Evolution never sTOPS!
La più antica collezione museologica neanderthaliana
Era una specie molto complessa, e collezionava anche reperti. Si tratta di una vera e propria collezione, simile a quelle degli odierni musei.
NEANDERTHAL: ARTE E SOCIETÀ
9/12/20252 min leggere
Alberto Angela, nel suo libro Musei (e mostre) a misura d’uomo, scrisse a pagina 18 “in una grotta occupata da gruppi di cacciatori neanderthaliani, infatti, sono stati ritrovati allineati un grosso cristallo di quarzo, la conchiglia di un gasteropode marino e un frammento di corno di un cervide. Ci sfugge quale fosse il significato di un raggruppamento così eterogeneo di oggetti. Non è da escludere che venissero loro attribuite qualità magiche. Tuttavia, ammesso che non si tratti di una aggregazione casuale di oggetti) lo si può considerare come la più antica collezione naturalistica finora ritrovata, e dal punto di vista concettuale forse l’antenato dei nostri moderni musei di Scienze Naturali”.
Questo libro ha più di 30 anni e, per essere onesti, non sono riuscito a trovare il lavoro a cui fa riferimento Alberto Angela.
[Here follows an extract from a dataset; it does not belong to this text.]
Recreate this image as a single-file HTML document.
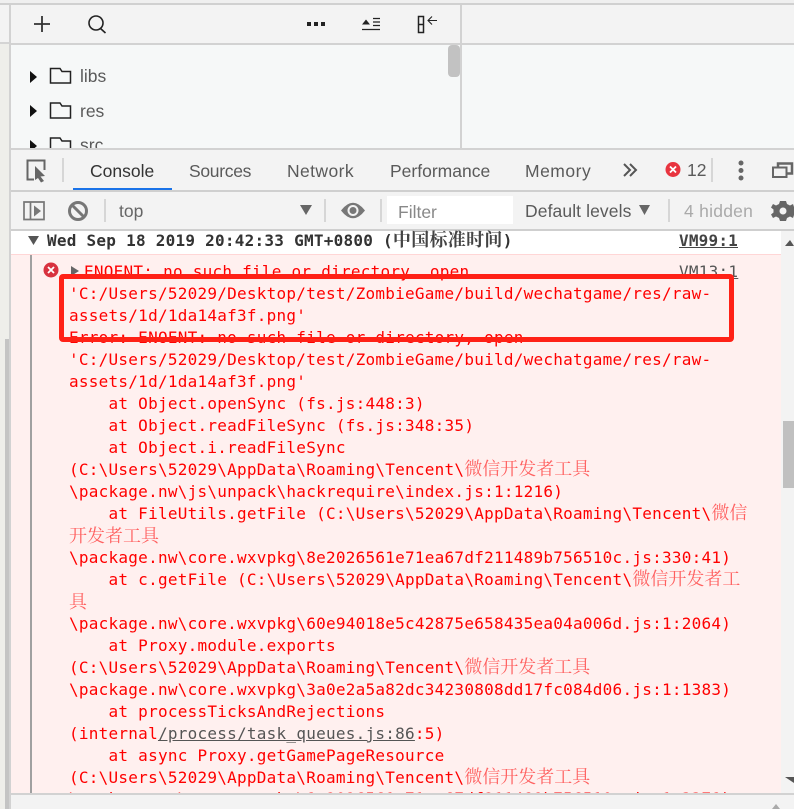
<!DOCTYPE html>
<html><head><meta charset="utf-8"><style>
html,body{margin:0;padding:0;background:#fff}
#p{position:relative;width:794px;height:809px;overflow:hidden;background:#f3f3f3;font-family:"Liberation Sans",sans-serif}
.a{position:absolute}
.t{position:absolute;font-size:17.500px;line-height:24px;color:#5a5a5a;white-space:nowrap}
.l{position:absolute;left:69px;height:22px;line-height:22px;font-family:"DejaVu Sans Mono","Noto Serif CJK SC",monospace;font-size:16px;letter-spacing:.25px;color:#f00;white-space:pre}
.l.m{left:84px}
.c{font-family:"Noto Serif CJK SC",serif;font-size:18px;letter-spacing:0;opacity:.6}
.u{color:#555;text-decoration:underline}
.f{position:absolute;left:0;top:0}
</style></head><body><div id="p">
<!-- shell -->
<div class="a" style="left:0;top:0;width:794px;height:3px;background:#efefef"></div>
<div class="a" style="left:0;top:3px;width:794px;height:2px;background:#d0d0d0"></div>
<div class="a" style="left:11px;top:44px;width:449px;height:104px;background:#f6f8f8"></div>
<div class="a" style="left:461px;top:44px;width:333px;height:104px;background:#f6f8f8"></div>
<div class="a" style="left:0;top:44px;width:10px;height:765px;background:#eeeeea"></div>
<div class="a" style="left:0;top:5px;width:10px;height:37px;background:#f3f3f3"></div>
<div class="a" style="left:0;top:42px;width:10px;height:2px;background:#d4d4d4"></div>
<div class="a" style="left:9px;top:5px;width:2px;height:804px;background:#d2d2d2"></div>
<div class="a" style="left:11px;top:43px;width:783px;height:2px;background:#d2d2d2"></div>
<div class="a" style="left:460px;top:5px;width:2px;height:143px;background:#d2d2d2"></div>
<div class="a" style="left:11px;top:148px;width:783px;height:2px;background:#d2d2d2"></div>
<div class="a" style="left:448px;top:45px;width:12px;height:32px;border-radius:4px;background:#c2c2c2"></div>
<div class="a" style="left:5px;top:339px;width:4px;height:470px;background:#c4c4c4"></div>

<!-- top toolbar icons -->
<svg class="f" width="480" height="148" fill="none" stroke="#222" stroke-width="1.6">
<path d="M34 24H50M42 16V32" stroke="#333" stroke-width="1.8"/>
<circle cx="96" cy="23" r="7"/><path d="M100.500 28.500L105.500 33"/>
<path d="M307 22h4v4h-4zM314 22h4v4h-4zM321 22h4v4h-4z" fill="#222" stroke="none"/>
<path d="M362 24.500L366 19.500L370 24.500Z" fill="#222" stroke="none"/>
<path d="M373 18.500H380M373 22H380M373 25.500H380M362 29.500H380" stroke-width="1.200"/>
<path d="M418.500 16.500H423.500V32.500H418.500ZM418.500 24.500H423.500" stroke-width="1.500"/>
<path d="M428 20.500H437M432 16.500L428 20.500L432 24.500" stroke-width="1.100"/>
<g stroke="none" fill="#111"><path d="M30 71L37 77L30 83Z"/><path d="M30 105L37 111L30 117Z"/><path d="M30 140L37 146L30 152Z"/></g>
<g stroke="#222" stroke-width="1.500">
<path d="M50.500 83V68.500H60L62 71.500H70.500V83Z"/>
<path d="M50.500 118V103H60L62 106H70.500V118Z"/>
<path d="M50.500 153V138H60L62 141H70.500V153Z"/></g>
</svg>
<div class="t" style="left:80px;top:64px">libs</div>
<div class="t" style="left:80px;top:99px">res</div>
<div class="a" style="left:80px;top:130px;width:40px;height:18px;overflow:hidden"><div class="t" style="left:0;top:3px">src</div></div>

<!-- tabs -->
<div class="t" style="left:90px;top:159px;color:#333">Console</div>
<div class="t" style="left:189px;top:159px;letter-spacing:-.3px">Sources</div>
<div class="t" style="left:287px;top:159px;letter-spacing:.4px">Network</div>
<div class="t" style="left:390px;top:159px">Performance</div>
<div class="t" style="left:525px;top:159px;letter-spacing:.5px">Memory</div>
<div class="t" style="left:687px;top:158px">12</div>
<div class="a" style="left:73px;top:188px;width:99px;height:2px;background:#1a73e8"></div>
<div class="a" style="left:11px;top:190px;width:783px;height:2px;background:#cfcfcf"></div>

<!-- toolbar -->
<div class="a" style="left:387px;top:196px;width:126px;height:28px;background:#fff"></div>
<div class="t" style="left:119px;top:199px;color:#666">top</div>
<div class="t" style="left:398px;top:200px;color:#888">Filter</div>
<div class="t" style="left:525px;top:199px;letter-spacing:.1px">Default levels</div>
<div class="t" style="left:684px;top:199px;color:#aaa;letter-spacing:.25px">4 hidden</div>
<div class="a" style="left:11px;top:229px;width:783px;height:2px;background:#cfcfcf"></div>

<svg class="f" width="794" height="232" fill="none">
<path d="M44.500 170V160.500H27.500V179.500H34" stroke="#666" stroke-width="2"/>
<path d="M35 166L45 176L40.500 176.500L44 181L41 182.500L38 178L35 180Z" fill="#666"/>
<path d="M63 158V182M105 199V222M325 199V222M381 199V222M669 199V222M712 158V182" stroke="#ccc" stroke-width="1.500"/>
<path d="M24 202H44V219.500H24ZM30.500 202V219.500" stroke="#777" stroke-width="1.700"/>
<path d="M34 205.500L41 211L34 216.500Z" fill="#777"/>
<circle cx="78" cy="211" r="8.500" stroke="#777" stroke-width="3"/><path d="M72 205L84 217" stroke="#777" stroke-width="3"/>
<path d="M300 205H312L306 215Z" fill="#666"/>
<path d="M341 210.500Q353 195 365 210.500Q353 226 341 210.500Z" fill="#777"/><circle cx="353" cy="210.500" r="5.500" fill="#f3f3f3"/><circle cx="353" cy="210.500" r="3.500" fill="#777"/>
<path d="M639 205H650L644.500 215Z" fill="#666"/>
<path d="M624 164L630 170L624 176M630 164L636 170L630 176" stroke="#555" stroke-width="2"/>
<circle cx="673" cy="169.500" r="7.500" fill="#e8343f"/><path d="M670 166.500L676 172.500M676 166.500L670 172.500" stroke="#fff" stroke-width="1.800"/>
<circle cx="741" cy="163" r="2.500" fill="#666"/><circle cx="741" cy="170.500" r="2.500" fill="#666"/><circle cx="741" cy="178" r="2.500" fill="#666"/>
<path d="M778 163.500H792V173.500H778Z" stroke="#666" stroke-width="2.500"/>
<path d="M773 167.500H786.500V177H773Z" stroke="#666" stroke-width="2" fill="#f3f3f3"/>
<path d="M782 201L786 201L787 204L790 205.500L793 204L794 207V215L793 218L790 216.500L787 218L786 221H780L779 218L776 216.500L773 218L771 214.500L773.500 212.500V209.500L771 207.500L773 204L776 205.500L779 204L780 201Z" fill="#666"/>
<circle cx="783" cy="211" r="3.500" fill="#f3f3f3"/>
</svg>

<!-- console area -->
<div class="a" style="left:11px;top:231px;width:770px;height:23px;background:#fff"></div>
<div class="a" style="left:11px;top:254px;width:770px;height:1.500px;background:#ffd6d6"></div>
<div class="a" style="left:11px;top:255px;width:770px;height:538px;background:#fff0ef"></div>
<div class="a" style="left:30px;top:255px;width:2px;height:538px;background:#a0a0a0"></div>
<div class="a" style="left:783px;top:421px;width:11px;height:67px;background:#c0c0c0"></div>

<svg class="f" width="794" height="809">
<path d="M28 236H39L33.500 245Z" fill="#555"/>
<path d="M71 266L79 271L71 276Z" fill="#666"/>
<circle cx="51" cy="270" r="7.500" fill="#d8323f"/><path d="M48 267L54 273M54 267L48 273" stroke="#fff" stroke-width="1.800"/>
<path d="M785 246L790 240L794 246Z" fill="#555"/>
<path d="M785 777H794V783Z" fill="#555"/>
</svg>

<div class="l" style="left:47px;top:228px;font-weight:bold;color:#333">Wed Sep 18 2019 20:42:33 GMT+0800 (<span class="c" style="opacity:1;font-weight:bold;color:#444;letter-spacing:.3px">中国标准时间</span>)</div>
<div class="l u" style="left:679px;top:230px;font-weight:bold;color:#444;letter-spacing:.2px">VM99:1</div>
<div class="l m" style="top:261px">ENOENT: no such file or directory, open</div>
<div class="l u" style="left:679px;top:261px">VM13:1</div>
<div class="l" style="top:283px">'C:/Users/52029/Desktop/test/ZombieGame/build/wechatgame/res/raw-</div>
<div class="l" style="top:305px">assets/1d/1da14af3f.png'</div>
<div class="l" style="top:327px">Error: ENOENT: no such file or directory, open</div>
<div class="l" style="top:349px">'C:/Users/52029/Desktop/test/ZombieGame/build/wechatgame/res/raw-</div>
<div class="l" style="top:371px">assets/1d/1da14af3f.png'</div>
<div class="l" style="top:393px">    at Object.openSync (fs.js:448:3)</div>
<div class="l" style="top:415px">    at Object.readFileSync (fs.js:348:35)</div>
<div class="l" style="top:437px">    at Object.i.readFileSync</div>
<div class="l" style="top:457px">(C:\Users\52029\AppData\Roaming\Tencent\<span class="c">微信开发者工具</span></div>
<div class="l" style="top:481px">\package.nw\js\unpack\hackrequire\index.js:1:1216)</div>
<div class="l" style="top:501px">    at FileUtils.getFile (C:\Users\52029\AppData\Roaming\Tencent\<span class="c">微信</span></div>
<div class="l" style="top:524px"><span class="c">开发者工具</span></div>
<div class="l" style="top:547px">\package.nw\core.wxvpkg\8e2026561e71ea67df211489b756510c.js:330:41)</div>
<div class="l" style="top:567px">    at c.getFile (C:\Users\52029\AppData\Roaming\Tencent\<span class="c">微信开发者工</span></div>
<div class="l" style="top:590px"><span class="c">具</span></div>
<div class="l" style="top:613px">\package.nw\core.wxvpkg\60e94018e5c42875e658435ea04a006d.js:1:2064)</div>
<div class="l" style="top:635px">    at Proxy.module.exports</div>
<div class="l" style="top:655px">(C:\Users\52029\AppData\Roaming\Tencent\<span class="c">微信开发者工具</span></div>
<div class="l" style="top:679px">\package.nw\core.wxvpkg\3a0e2a5a82dc34230808dd17fc084d06.js:1:1383)</div>
<div class="l" style="top:701px">    at processTicksAndRejections</div>
<div class="l" style="top:723px">(internal<span class="u">/process/task_queues.js:86</span>:5)</div>
<div class="l" style="top:745px">    at async Proxy.getGamePageResource</div>
<div class="l" style="top:765px">(C:\Users\52029\AppData\Roaming\Tencent\<span class="c">微信开发者工具</span></div>
<div class="a" style="left:60px;top:790px;width:700px;height:3px;overflow:hidden"><div class="l" style="left:9px;top:-2px">\package.nw\core.wxvpkg\8e2026561e71ea67df211489b756510c.js:1:3378)</div></div>

<div class="a" style="left:59px;top:274px;width:665px;height:58px;border:5px solid #ff2116;border-radius:4px"></div>

<div class="a" style="left:11px;top:793px;width:783px;height:16px;background:#f3f3f3;border-top:2px solid #d2d2d2;box-sizing:border-box"></div>
<svg class="f" width="794" height="809"><path d="M772 809L776 804L780 809Z" fill="#aaa"/></svg>
</div></body></html>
Tuttavia, è interessante notare che potrebbe gettare luce su questa sorta di "mania del collezionismo" del Neanderthal. Nella grotta di Cuevas Des-Cubierta, in Spagna, nella regione di Madrid, sono stati rinvenuti crani di un numero di erbivori antichi risalenti a circa 40.000 anni fa, assieme a ossa, strumenti e i resti di un bambino neanderthaliano di 3-5 anni.
Le ossa sono state ritrovate sparse sul pavimento del sito, e la particolarità risiede nella presenza di questi grandi crani (non teschi), estratti accuratamente dai rispettivi corpi e successivamente lavorati attraverso il fuoco o con l'ausilio di alcuni strumenti. Si tratta di 35 crani appartenenti a 28 bovidi (uri e bisonti), 5 cervidi e 2 rinoceronti, e sembrano essere stati sistemati lì deliberatamente.
Questi crani probabilmente sono stati lasciati lì come "ricordo", e ciò sembra essere confermato dalla mancanza di mandibole e denti, oltre alla presenza di tracce di lavorazione. Molto probabilmente, i neanderthaliani lavoravano le carcasse fuori dalla grotta, rimuovendo i crani, e successivamente, all'interno della grotta, procedevano alla rimozione del cervello.
La particolarità di un lavoro del genere, con la sola preservazione del cranio, è molto rara nei gruppi di cacciatori-raccoglitori, sia antichi che recenti, soprattutto perché i crani non sono considerati particolarmente "nutrienti". L'assenza di carne, l'accumulo dei reperti in un arco temporale relativamente ridotto e la perfetta conservazione delle corna, fanno pensare che possa trattarsi di una sorta di "sala dei trofei", o che i crani potessero essere utilizzati in qualche rituale (propiziatorio o di iniziazione). Insomma, non si sa con certezza quale sia il significato di questo accumulo, ma è evidente che potrebbe rappresentare una forma di espressione simbolica che mirava a mettere in relazione il Neanderthal con il mondo naturale.
Il ritrovamento di una moltitudine di strumenti litici, e di crani che presentano segni di percussione e taglio (con alcuni di essi associati a focolari), indica che la presenza nella grotta e l'accumulo intenzionale di queste ossa fosse un comportamento culturale trasmesso da generazione in generazione, come confermato anche dalla stratigrafia. Questo ritrovamento sottrae un altro primato alla nostra specie, poiché si pensava che Homo sapiens (anatomicamente moderno) fosse stata la prima specie a collezionare crani rimaneggiati.
Fonte: Baquedano, E., Arsuaga, J.L., Pérez-González, A. et al. A symbolic Neanderthal accumulation of large herbivore crania. Nat Hum Behav 7, 342–352 (2023).